5 Agile Tips / Techniques

Nicolas Quartieri
4 min readMar 29, 2021

On my last article [link] I talked about principles and my reasons for choosing Agile. This time we are going to talk you about some Tips and Techniques which are going to change your day-by-day work and productivity.

Do you wanna start rolling out to improve your work? Here I’ll share 5 overview Tips/ Techniques to go for it:

  1. JOBS STORIES vs USER STORIES

Since I have worked with scrum for the first time User Stories have been one of the main and most important concepts around –you know:

As a [type of user], I want [some action], so that [outcome] (fig.1);

which is great because it focuses on implementation and then people start working around “who” and “how” but what about “why”? We completely missed out, because of all the assumptions we have made in the middle of the Slicing process. So, in order to avoid those assumptions, we shall start working with the next sequence:

When _____ , I want to _____ , so I can _____ (fig.2).

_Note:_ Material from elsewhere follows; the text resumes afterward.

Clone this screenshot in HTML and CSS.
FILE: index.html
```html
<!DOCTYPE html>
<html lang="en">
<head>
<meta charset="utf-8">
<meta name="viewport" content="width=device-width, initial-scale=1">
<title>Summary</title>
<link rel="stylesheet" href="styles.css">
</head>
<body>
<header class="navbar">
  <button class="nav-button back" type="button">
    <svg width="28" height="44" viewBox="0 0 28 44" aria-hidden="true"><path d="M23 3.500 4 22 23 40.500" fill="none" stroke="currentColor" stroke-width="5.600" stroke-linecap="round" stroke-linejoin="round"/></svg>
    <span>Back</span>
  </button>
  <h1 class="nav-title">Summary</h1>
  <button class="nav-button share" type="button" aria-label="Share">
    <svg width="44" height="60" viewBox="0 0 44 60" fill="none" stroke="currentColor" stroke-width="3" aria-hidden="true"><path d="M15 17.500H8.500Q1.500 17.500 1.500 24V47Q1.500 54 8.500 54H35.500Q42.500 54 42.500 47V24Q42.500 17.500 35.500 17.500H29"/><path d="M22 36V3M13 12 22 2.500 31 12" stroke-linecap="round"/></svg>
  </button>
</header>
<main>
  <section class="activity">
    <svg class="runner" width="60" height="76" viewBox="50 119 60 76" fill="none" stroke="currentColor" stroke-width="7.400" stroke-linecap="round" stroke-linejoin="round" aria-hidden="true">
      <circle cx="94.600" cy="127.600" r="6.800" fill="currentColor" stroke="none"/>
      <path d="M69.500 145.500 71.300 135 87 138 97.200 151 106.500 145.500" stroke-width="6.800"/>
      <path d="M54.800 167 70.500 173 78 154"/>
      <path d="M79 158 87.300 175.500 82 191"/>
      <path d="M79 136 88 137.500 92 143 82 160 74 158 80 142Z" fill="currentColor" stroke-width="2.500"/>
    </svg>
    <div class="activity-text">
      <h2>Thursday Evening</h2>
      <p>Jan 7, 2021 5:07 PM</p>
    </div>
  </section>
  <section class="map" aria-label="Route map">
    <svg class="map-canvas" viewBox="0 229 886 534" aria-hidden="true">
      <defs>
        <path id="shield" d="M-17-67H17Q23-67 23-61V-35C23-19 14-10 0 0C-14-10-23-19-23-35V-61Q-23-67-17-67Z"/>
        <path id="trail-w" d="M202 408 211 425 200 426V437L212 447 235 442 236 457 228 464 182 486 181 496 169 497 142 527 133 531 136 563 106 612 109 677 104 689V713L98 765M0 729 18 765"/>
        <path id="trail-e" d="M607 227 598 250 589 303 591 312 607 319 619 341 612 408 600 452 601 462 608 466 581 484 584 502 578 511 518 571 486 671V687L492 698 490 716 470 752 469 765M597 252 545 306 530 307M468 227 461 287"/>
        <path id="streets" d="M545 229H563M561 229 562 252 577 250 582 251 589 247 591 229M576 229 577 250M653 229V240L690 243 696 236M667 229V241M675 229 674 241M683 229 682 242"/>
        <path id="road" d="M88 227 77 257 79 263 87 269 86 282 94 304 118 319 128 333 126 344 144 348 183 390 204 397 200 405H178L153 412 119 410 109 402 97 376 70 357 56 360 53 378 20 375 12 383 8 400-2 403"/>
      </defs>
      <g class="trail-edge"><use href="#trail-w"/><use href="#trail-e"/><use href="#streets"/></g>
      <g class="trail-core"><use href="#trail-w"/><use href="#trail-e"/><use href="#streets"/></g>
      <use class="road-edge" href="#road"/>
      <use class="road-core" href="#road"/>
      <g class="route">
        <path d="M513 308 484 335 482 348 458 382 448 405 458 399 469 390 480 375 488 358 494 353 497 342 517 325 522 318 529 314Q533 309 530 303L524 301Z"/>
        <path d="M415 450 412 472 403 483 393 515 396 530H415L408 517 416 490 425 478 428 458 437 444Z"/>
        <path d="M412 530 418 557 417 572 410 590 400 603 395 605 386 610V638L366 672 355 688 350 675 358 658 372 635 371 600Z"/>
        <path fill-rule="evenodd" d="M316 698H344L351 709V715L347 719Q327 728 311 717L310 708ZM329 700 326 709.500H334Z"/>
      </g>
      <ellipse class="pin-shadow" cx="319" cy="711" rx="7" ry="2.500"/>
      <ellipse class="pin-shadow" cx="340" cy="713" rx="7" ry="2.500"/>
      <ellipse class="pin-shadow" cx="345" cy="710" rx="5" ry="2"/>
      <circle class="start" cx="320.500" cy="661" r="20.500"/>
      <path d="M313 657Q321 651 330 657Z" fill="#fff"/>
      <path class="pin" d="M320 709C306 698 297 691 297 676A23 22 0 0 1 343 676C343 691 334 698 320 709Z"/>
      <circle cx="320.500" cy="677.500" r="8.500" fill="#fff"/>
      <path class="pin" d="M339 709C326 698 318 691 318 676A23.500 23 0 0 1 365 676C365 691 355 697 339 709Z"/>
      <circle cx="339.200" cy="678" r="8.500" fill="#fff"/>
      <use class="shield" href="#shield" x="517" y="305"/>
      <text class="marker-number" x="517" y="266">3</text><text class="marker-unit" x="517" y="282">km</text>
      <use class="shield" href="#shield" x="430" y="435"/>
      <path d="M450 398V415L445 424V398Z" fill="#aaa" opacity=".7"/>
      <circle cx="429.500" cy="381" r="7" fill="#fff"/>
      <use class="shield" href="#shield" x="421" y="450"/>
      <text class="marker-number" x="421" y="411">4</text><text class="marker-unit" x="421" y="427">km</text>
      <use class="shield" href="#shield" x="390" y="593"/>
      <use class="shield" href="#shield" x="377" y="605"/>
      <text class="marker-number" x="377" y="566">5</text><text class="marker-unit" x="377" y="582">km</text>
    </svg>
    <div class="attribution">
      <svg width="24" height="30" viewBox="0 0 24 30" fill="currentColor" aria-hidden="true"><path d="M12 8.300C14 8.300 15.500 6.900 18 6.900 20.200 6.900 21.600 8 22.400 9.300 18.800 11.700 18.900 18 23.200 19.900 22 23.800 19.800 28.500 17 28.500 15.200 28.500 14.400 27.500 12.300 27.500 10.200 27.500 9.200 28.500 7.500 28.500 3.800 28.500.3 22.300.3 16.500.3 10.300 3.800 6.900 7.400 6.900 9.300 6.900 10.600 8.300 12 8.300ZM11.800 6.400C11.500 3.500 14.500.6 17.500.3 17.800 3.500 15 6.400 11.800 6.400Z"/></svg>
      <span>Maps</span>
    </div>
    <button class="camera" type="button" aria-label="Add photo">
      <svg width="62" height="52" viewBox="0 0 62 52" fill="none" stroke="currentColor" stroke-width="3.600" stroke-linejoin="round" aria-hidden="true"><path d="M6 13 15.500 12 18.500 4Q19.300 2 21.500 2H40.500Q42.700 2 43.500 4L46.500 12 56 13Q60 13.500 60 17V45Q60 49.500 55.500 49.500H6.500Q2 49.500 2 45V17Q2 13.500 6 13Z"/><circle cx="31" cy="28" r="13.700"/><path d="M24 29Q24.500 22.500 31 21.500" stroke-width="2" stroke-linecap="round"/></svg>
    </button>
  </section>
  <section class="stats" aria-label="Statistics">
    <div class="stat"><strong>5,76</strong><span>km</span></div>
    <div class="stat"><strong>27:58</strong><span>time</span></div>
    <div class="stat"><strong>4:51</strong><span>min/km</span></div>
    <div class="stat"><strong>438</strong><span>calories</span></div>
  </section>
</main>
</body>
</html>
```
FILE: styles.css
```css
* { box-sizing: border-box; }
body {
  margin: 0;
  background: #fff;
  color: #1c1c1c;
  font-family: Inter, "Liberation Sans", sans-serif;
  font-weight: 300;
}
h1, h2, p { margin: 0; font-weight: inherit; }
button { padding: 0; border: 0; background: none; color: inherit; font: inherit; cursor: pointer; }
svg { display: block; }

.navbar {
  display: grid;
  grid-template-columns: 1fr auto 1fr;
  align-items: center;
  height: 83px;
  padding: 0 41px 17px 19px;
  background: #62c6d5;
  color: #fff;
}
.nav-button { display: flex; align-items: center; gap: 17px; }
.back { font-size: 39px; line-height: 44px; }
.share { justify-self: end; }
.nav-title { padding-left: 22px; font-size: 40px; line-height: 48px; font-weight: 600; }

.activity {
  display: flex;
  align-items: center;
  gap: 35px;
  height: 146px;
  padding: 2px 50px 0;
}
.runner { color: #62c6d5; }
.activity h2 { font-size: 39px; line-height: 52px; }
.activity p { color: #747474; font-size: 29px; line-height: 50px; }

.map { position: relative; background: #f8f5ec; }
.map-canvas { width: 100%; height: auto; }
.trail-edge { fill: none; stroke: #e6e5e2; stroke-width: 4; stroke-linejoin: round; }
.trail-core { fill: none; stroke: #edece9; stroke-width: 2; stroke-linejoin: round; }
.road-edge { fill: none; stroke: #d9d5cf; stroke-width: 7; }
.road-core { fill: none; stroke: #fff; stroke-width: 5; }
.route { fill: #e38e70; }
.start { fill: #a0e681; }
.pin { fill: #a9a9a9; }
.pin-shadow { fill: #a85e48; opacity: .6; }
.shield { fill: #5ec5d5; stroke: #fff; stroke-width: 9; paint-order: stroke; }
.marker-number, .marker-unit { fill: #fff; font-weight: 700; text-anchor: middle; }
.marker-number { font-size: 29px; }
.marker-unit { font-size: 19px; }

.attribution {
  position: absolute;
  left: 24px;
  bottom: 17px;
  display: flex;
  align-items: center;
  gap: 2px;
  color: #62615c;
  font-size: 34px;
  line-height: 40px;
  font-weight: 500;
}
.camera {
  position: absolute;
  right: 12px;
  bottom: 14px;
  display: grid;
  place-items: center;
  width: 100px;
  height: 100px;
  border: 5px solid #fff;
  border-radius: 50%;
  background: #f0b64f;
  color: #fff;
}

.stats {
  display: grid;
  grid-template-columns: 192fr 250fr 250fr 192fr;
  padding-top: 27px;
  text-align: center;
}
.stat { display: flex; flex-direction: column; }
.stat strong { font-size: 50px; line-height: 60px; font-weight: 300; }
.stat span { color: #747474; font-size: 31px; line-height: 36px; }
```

Instead we focus on the trigger event it’s all context and causality and as you can see is focus on motivation rather than implementation.

fig.1 User Story
fig.2 Job Story

2. CRASH PARTY

  • If you had to guess each crash monetary cost, what would it be?
  • And the effort spent on finding, fixing and testing bugs?
  • What about the client behaviour getting the app crashing on their face?

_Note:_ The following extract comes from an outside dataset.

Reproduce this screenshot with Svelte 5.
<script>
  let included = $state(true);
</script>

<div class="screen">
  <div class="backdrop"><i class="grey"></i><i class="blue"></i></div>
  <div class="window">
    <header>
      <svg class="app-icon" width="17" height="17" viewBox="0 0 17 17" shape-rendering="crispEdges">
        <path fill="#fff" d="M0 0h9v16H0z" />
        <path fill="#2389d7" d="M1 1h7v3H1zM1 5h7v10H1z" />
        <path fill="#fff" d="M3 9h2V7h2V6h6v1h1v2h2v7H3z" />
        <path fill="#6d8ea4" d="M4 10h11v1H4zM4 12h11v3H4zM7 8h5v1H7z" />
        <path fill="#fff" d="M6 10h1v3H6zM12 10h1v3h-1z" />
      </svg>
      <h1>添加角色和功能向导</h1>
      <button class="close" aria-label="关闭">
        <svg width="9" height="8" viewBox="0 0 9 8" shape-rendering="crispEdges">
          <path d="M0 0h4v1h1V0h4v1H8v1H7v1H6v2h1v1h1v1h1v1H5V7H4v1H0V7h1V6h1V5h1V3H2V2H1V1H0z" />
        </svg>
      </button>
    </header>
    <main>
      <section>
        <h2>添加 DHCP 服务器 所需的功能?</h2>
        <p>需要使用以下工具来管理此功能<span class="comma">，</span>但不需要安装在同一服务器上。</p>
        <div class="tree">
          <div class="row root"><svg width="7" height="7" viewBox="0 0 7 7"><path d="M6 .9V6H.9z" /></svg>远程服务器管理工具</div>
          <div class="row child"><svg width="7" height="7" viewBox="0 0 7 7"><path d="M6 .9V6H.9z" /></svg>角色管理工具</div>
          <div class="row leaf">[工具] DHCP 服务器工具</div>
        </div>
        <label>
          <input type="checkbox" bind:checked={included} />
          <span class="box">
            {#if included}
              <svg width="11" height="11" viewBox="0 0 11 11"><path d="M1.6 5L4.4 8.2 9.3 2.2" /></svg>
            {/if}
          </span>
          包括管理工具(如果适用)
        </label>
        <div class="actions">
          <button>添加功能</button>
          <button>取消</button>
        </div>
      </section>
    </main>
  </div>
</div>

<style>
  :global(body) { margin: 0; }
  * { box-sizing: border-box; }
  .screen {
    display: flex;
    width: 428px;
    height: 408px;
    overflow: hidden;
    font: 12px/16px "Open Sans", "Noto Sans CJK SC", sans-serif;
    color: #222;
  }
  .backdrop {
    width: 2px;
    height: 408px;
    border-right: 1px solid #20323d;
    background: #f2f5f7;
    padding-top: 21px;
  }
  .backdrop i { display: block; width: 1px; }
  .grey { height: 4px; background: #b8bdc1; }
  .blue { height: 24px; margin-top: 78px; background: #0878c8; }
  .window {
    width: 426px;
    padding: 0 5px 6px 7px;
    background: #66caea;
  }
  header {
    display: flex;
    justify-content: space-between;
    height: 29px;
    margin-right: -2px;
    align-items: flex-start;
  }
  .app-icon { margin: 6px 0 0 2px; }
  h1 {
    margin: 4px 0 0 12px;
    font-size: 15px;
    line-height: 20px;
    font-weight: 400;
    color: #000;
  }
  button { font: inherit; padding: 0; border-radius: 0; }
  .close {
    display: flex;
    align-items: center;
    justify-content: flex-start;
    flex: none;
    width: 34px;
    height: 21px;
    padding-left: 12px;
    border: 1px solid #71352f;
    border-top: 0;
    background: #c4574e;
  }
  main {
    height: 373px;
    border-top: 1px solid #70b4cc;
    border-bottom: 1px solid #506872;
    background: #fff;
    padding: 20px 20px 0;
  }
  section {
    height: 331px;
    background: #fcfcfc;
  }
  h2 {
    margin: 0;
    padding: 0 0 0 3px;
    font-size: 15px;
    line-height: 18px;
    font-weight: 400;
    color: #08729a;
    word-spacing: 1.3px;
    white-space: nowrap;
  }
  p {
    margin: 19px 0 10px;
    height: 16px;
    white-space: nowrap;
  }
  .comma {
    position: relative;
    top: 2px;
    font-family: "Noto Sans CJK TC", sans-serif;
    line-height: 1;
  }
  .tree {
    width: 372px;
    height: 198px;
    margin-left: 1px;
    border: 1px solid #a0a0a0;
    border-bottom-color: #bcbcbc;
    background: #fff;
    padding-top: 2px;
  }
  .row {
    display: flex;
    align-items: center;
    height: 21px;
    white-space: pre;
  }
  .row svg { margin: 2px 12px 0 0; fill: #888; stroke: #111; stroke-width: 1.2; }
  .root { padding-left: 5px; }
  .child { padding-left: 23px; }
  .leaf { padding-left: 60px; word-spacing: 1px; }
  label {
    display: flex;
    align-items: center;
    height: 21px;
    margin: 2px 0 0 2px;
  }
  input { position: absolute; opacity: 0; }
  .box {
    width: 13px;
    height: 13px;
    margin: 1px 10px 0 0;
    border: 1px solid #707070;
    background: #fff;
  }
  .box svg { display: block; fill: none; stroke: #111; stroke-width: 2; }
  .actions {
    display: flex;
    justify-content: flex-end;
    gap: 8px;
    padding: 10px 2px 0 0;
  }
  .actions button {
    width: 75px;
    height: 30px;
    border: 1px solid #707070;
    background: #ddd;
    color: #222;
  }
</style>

This tip is going to help you reduce these problems in a fun way. Just pick up the entire team (dev, BA, UX, QA), the stakeholders, and the client all together for one hour for breaking the app. What is the motivation/objective of breaking the app in front of your client, you may think? 3 things for start with!

  1. We are going to work in pairs (1 QA & 1 Dev or 1 UX & 1 stakeholder, etc).
  2. Each team will get points/scores for each crash, bug and minors they find.
  3. The winner takes the trophy. (Motivation)

3. GOOD, BAD, UGLY

Through this technique the team will be able to write up their thoughts on post-its or any small sticky papers and put them on the board. If there is a time constraint, then here is the place to save time by asking people only to write one note for each column or limit them to a total of 5 notes or something.

Anything that makes them internally priorities. If time is not a problem, them let them keep posting until all ideas have come out. Then let everyone vote. Select those with the most dot votes –We usually aim for three. Ask the team to identify a ‘Long Term Goal’ and a ‘Short Term Action’ for each topic.

For example: Long Term Goal — Build is never broken; Short Term Action — We will write a Code Commit Checklist and everyone will follow it before committing their code.

fig.3 Good, Bad, Ugly

4. SLICING PATTERN by WORKFLOW

Why ? More work fits in each sprint, easier to parallel work, reduce risk of not delivering value. Slicing allows us to define the work to be done in many small parts where each adds tangible value to the business quickly and of course is easy to understand and offers feedback and many of this patterns exist,

for example:

  • by Workflow,
  • by Business rules,
  • by Major Effort,
  • by Complexity,
  • by Data,
  • by Entry Methods,
  • by Platform, Generic/Custom,
  • by User, Spikes.

Remember the I.N.V.E.S.T. principle should always be respected. (If the scope is too big, split. If it is not enough, spike.)

5. RETROSPECTIVE DOC TEMPLATE

Retrospective meetings were incredibly useful because they made us all take a hard, honest look at what went well, and what didn’t. We learned from our mistakes and changed/added things based on those mistakes.

The team has considered how things went in the previous iteration and how to change the process. Sort of a constant tune-up of the process.

At the same time, this is imperative to take record of this session. How ? Just create a “Retrospective Doc Templates” ready for the actual session to keep everything on track, and, at the same time take bring on the table the previous session actions and goals. Remember the next doc’s structure (check out doc).

  1. Previous Sprint Goals.
  2. Previous Sprint Retrospective (Keep/Stop/Start doing or Good, Bad & Ugly).
  3. Sprint Retrospective (Actual — same method)

(View Doc)

Conclusion: As you can see Agile and it’s artefacts are simple but not easy, so we must make sure we put this into practice so we can integrate it into our daily work. Remember that we must commit to the process to achieve our goals.